- Born: 1993
- Died: 18 October 2024 (aged 30–31) Jabalia refugee camp, Gaza Strip, Palestine

= Mahasen al-Khateeb =

Palestinian artist (1993–2024)

Mahasen Al-Khateeb (1993 – 18 October 2024) was a Palestinian freelance artist, specialising in illustration and character design. She came to prominence during the Israeli invasion of Gaza. During this difficult period of war, she used visual art to depict the ordeal and horrors undergone during the Israeli military campaign, disseminate the Palestinian cause and advocate for human rights.

== Artistic vocation ==
Two weeks before the October 7 attacks in 2023, she invested all her savings in a studio, where she strived to get some professional independence. However, the studio was destroyed in Gaza war. She used whatever income she obtained to support her family. She also provided free online courses for other Palestinians who aspired to progress in artistic creation.
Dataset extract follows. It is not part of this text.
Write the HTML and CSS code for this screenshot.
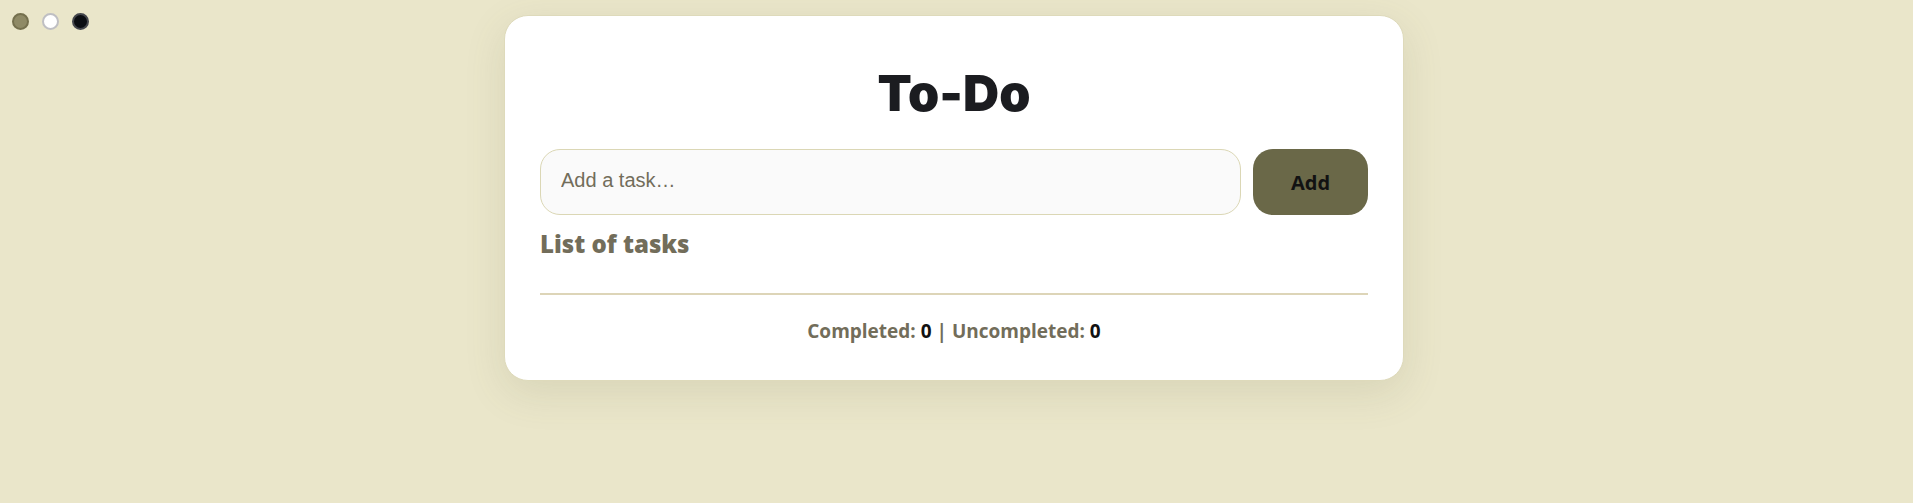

Regarded as a talented artist, she conveyed strong narratives related to the harsh war realities facing, often by means of social media. Israel authorities suppressed virtually all Internet connectivity in Gaza, for which she often relied on social media, like Instagram, to disseminate her artistic production. Al-Khateeb collaborated with many Arab agents and international institutions.

She designed her last work, entitled Tell me what you're feeling when you see anybody burning, in memory of Shaban al-Dalu, a 19-year-old burned to death in the Israeli bombing of al-Aqsa Hospital days earlier. She died shortly after hit by Israel shelling in her neighbourhood.

== Legacy ==
The Lucca Comics & Games Festival posthumously awarded her a special mention.

In the Basque Country, multiple unions, including ELA, LAB, UGT, and CCOO called meetings in Pamplona, Donostia, Bilbao and Vitoria-Gasteiz to denounce her death, pay tribute, and demand an end to the Gaza genocide. Student associations also organized gatherings in Basque educational and academic establishments. Al-Khateeb collaborated with the pro-Palestine association Gernika-Palestina.